One of the most notable changes is Jack’s development after escaping Room. In the book, he is very selfish and doesn’t want to enter the world or help out Ma. Jack, up until the end of the book, wants to stay in Room and throws tantrums, still acting like a small child. This contrasts to other parts of the book where Jack is shown to be very mature for five years old. To my surprise and enjoyment, this is changed in the movie to show Jack  developing and growing outside of Room. 

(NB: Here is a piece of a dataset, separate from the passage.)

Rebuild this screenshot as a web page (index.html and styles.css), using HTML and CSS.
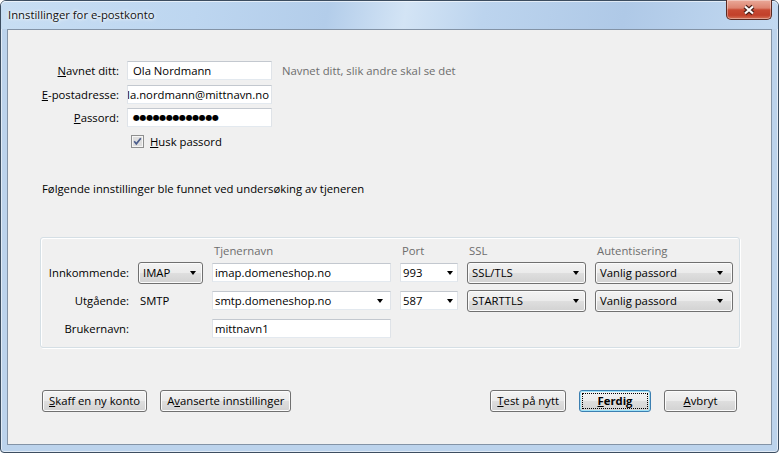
FILE: index.html
```html
<!DOCTYPE html>
<html lang="no">
<head>
<meta charset="utf-8">
<title>Innstillinger for e-postkonto</title>
<link rel="stylesheet" href="styles.css">
</head>
<body>
<div class="window">
  <div class="titlebar">
    <span class="title">Innstillinger for e-postkonto</span>
    <div class="close" aria-label="Lukk">
      <svg width="14" height="12" viewBox="0 0 14 12">
        <path d="M3 2.5 L11 9.5 M11 2.5 L3 9.5" stroke="#4a2019" stroke-width="4.4" fill="none"/>
        <path d="M3 2.5 L11 9.5 M11 2.5 L3 9.5" stroke="#ffffff" stroke-width="2.2" fill="none"/>
      </svg>
    </div>
  </div>
  <div class="client">
    <div class="identity">
      <span class="lbl"><u>N</u>avnet ditt:</span>
      <div class="textbox pad">Ola Nordmann</div>
      <span class="hint">Navnet ditt, slik andre skal se det</span>

      <span class="lbl"><u>E</u>-postadresse:</span>
      <div class="textbox scrolled"><span>ola.nordmann@mittnavn.no</span></div>
      <span></span>

      <span class="lbl"><u>P</u>assord:</span>
      <div class="textbox pad dots">●●●●●●●●●●●●●</div>
      <span></span>

      <span></span>
      <div class="check">
        <svg class="checkbox" width="13" height="13" viewBox="0 0 13 13">
          <rect x="0.5" y="0.5" width="12" height="12" fill="#f6f6f6" stroke="#8e8f8f"/>
          <rect x="2" y="2" width="9" height="9" fill="#dedede"/>
          <path d="M3.2 6.3 L5.3 8.8 L9.8 3.2" stroke="#4b5d8c" stroke-width="1.7" fill="none"/>
        </svg>
        <span><u>H</u>usk passord</span>
      </div>
    </div>

    <p class="found">Følgende innstillinger ble funnet ved undersøking av tjeneren</p>

    <div class="servers">
      <div class="cols head">
        <span></span><span></span>
        <span>Tjenernavn</span>
        <span>Port</span>
        <span>SSL</span>
        <span>Autentisering</span>
      </div>
      <div class="cols rows">
        <span class="lbl">Innkommende:</span>
        <div class="select"><span>IMAP</span><i class="arrow"></i></div>
        <div class="textbox">imap.domeneshop.no</div>
        <div class="textbox combo"><span>993</span><i class="arrow"></i></div>
        <div class="select"><span>SSL/TLS</span><i class="arrow"></i></div>
        <div class="select"><span>Vanlig passord</span><i class="arrow wide"></i></div>

        <span class="lbl">Utgående:</span>
        <span class="plain">SMTP</span>
        <div class="textbox combo"><span>smtp.domeneshop.no</span><i class="arrow wide"></i></div>
        <div class="textbox combo"><span>587</span><i class="arrow"></i></div>
        <div class="select"><span>STARTTLS</span><i class="arrow"></i></div>
        <div class="select"><span>Vanlig passord</span><i class="arrow wide"></i></div>

        <span class="lbl">Brukernavn:</span>
        <span></span>
        <div class="textbox">mittnavn1</div>
      </div>
    </div>

    <div class="actions">
      <div class="group">
        <div class="btn"><u>S</u>kaff en ny konto</div>
        <div class="btn">A<u>v</u>anserte innstillinger</div>
      </div>
      <div class="group">
        <div class="btn"><u>T</u>est på nytt</div>
        <div class="btn default"><u>F</u>erdig</div>
        <div class="btn"><u>A</u>vbryt</div>
      </div>
    </div>
  </div>
</div>
</body>
</html>
```

FILE: styles.css
```css
* { box-sizing: border-box; }
html, body { margin: 0; padding: 0; }
body {
  width: 779px;
  height: 453px;
  overflow: hidden;
  background: #ffffff;
  font-family: "Open Sans", "Noto Sans", "Liberation Sans", sans-serif;
  font-size: 11.3px;
  color: #000;
}

.window {
  width: 779px;
  height: 453px;
  border: 1px solid #3c4d60;
  border-radius: 6px 6px 4px 4px;
  padding: 0 6px 7px;
  display: flex;
  flex-direction: column;
  background: #bcd3ec;
  box-shadow: inset 0 0 0 1px rgba(255,255,255,0.55);
}

.titlebar {
  height: 28px;
  margin: 0 -6px;
  padding: 0 6px 0 7px;
  display: flex;
  justify-content: space-between;
  align-items: flex-start;
  border-radius: 5px 5px 0 0;
  background: linear-gradient(100deg, #c8def3 0%, #bdd6f0 25%, #b3cdea 42%, #d3e4f5 52%, #bcd4ee 62%, #afc9e7 80%, #c2d9f1 100%);
  box-shadow: inset 0 1px 0 rgba(255,255,255,0.6);
}
.title {
  padding-top: 6px;
  line-height: 16px;
  font-size: 11.3px;
  color: #111;
  text-shadow: 0 0 5px #fff, 0 0 3px #fff;
}
.close {
  width: 46px;
  height: 20px;
  margin-top: -1px;
  border: 1px solid #5a2a22;
  border-top: none;
  border-radius: 0 0 5px 5px;
  background: linear-gradient(#eaa999 0%, #dd8470 42%, #c84a33 52%, #c2402a 80%, #d57257 100%);
  box-shadow: inset 0 0 0 1px rgba(255,255,255,0.35);
  display: flex;
  align-items: center;
  justify-content: center;
}

.client {
  flex: 1;
  background: #f0f0f0;
  border: 1px solid #8393a6;
  padding: 31px 30px 0 32px;
  display: flex;
  flex-direction: column;
}

.identity {
  display: grid;
  grid-template-columns: 79px 145px auto;
  grid-auto-rows: 19px;
  row-gap: 4.5px;
  column-gap: 8px;
  align-items: center;
}
.lbl { text-align: right; white-space: nowrap; }
.hint { color: #6d6d6d; margin-left: 2px; white-space: nowrap; }

.textbox {
  height: 19px;
  background: #fff;
  border: 1px solid;
  border-color: #c3c8cf #dfe3e8 #e3e9ef #dfe3e8;
  padding: 0 2px;
  line-height: 17px;
  white-space: nowrap;
  overflow: hidden;
}
.textbox.pad { padding-left: 5px; }
.textbox.scrolled {
  display: flex;
  justify-content: flex-end;
  padding-right: 2px;
}
.textbox.scrolled span { flex: none; }
.dots {
  font-family: "DejaVu Sans", sans-serif;
  font-size: 8px;
  letter-spacing: -0.4px;
}

.check {
  display: flex;
  align-items: center;
  gap: 6px;
  padding-left: 4px;
  white-space: nowrap;
}
.checkbox { flex: none; }

.found {
  margin: 30px 0 0 2px;
  line-height: 16px;
}

.servers {
  margin-top: 40px;
  width: 700px;
  border: 1px solid #d5dfe5;
  border-radius: 3px;
  padding: 5px 5px 7px 6px;
  box-shadow: inset 1px 1px 0 #fff, 1px 1px 0 #fff;
}
.cols {
  display: grid;
  grid-template-columns: 82px 65px 179px 58px 119px 138px;
  column-gap: 9px;
}
.head {
  height: 15px;
  line-height: 15px;
  margin-bottom: 4px;
  color: #6d6d6d;
}
.head span { padding-left: 2px; }
.rows {
  grid-auto-rows: 22px;
  row-gap: 6px;
  align-items: center;
}
.plain { padding-left: 2px; }

.select {
  height: 22px;
  border: 1px solid #707070;
  border-radius: 3px;
  background: linear-gradient(#f3f3f3 0%, #ebebeb 48%, #dedede 52%, #d2d2d2 100%);
  box-shadow: inset 0 0 0 1px #fbfbfb;
  display: flex;
  align-items: center;
  justify-content: space-between;
  padding: 0 6px 0 4px;
  white-space: nowrap;
}
.combo {
  display: flex;
  align-items: center;
  justify-content: space-between;
  padding-right: 4px;
}
.arrow {
  flex: none;
  width: 0;
  height: 0;
  border-style: solid;
  border-width: 4px 3.5px 0 3.5px;
  border-color: #000 transparent transparent transparent;
}
.arrow.wide { margin-right: 3px; }

.actions {
  margin-top: 42px;
  width: 700px;
  padding: 0 3px 0 2px;
  display: flex;
  justify-content: space-between;
}
.group { display: flex; gap: 13px; }
.btn {
  height: 22px;
  min-width: 73px;
  padding: 0 6px;
  border: 1px solid #707070;
  border-radius: 3px;
  background: linear-gradient(#f3f3f3 0%, #ebebeb 48%, #dedede 52%, #d2d2d2 100%);
  box-shadow: inset 0 0 0 1px #fbfbfb;
  line-height: 20px;
  text-align: center;
  white-space: nowrap;
}
.btn.default {
  min-width: 72px;
  border-color: #3c7fb1;
  box-shadow: inset 0 0 0 1px #9fe3f9;
  font-weight: bold;
  outline: 1px dotted #000;
  outline-offset: -4px;
}
```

The movie also shows clear correlation between events that the book blurs at some points. For example, the movie shows how the events before Joy attempts suicide impact her and why she eventually attempts to harm herself, while the book doesn’t clearly explain. This made the actual event a huge shock for me while reading the book. The experiences were vastly different for me, which makes looking back on the experiences so difficult to wrap my mind around. 

Goodbye Room

“Room” is an amazing story with great storytelling and an even more polished feel in the movie. It captures the struggles that one wouldn’t typically think about in a kidnapping situation, especially with having a son to raise. It’s a thought provoking story that will keep you thinking about Jack and Ma in more ways than one. It’s especially mind consuming when you remember that there are thousands of people in the world who are going through, have gone through or in the future will go through a situation identical to this one. 

I highly recommend this book, as it’s a quick read and a powerful story that will likely stick with you for a long time to come. If you are interested in hearing from more people about this book, book club will be meeting this Friday, Oct. 11 to discuss it and pick a new book for next month.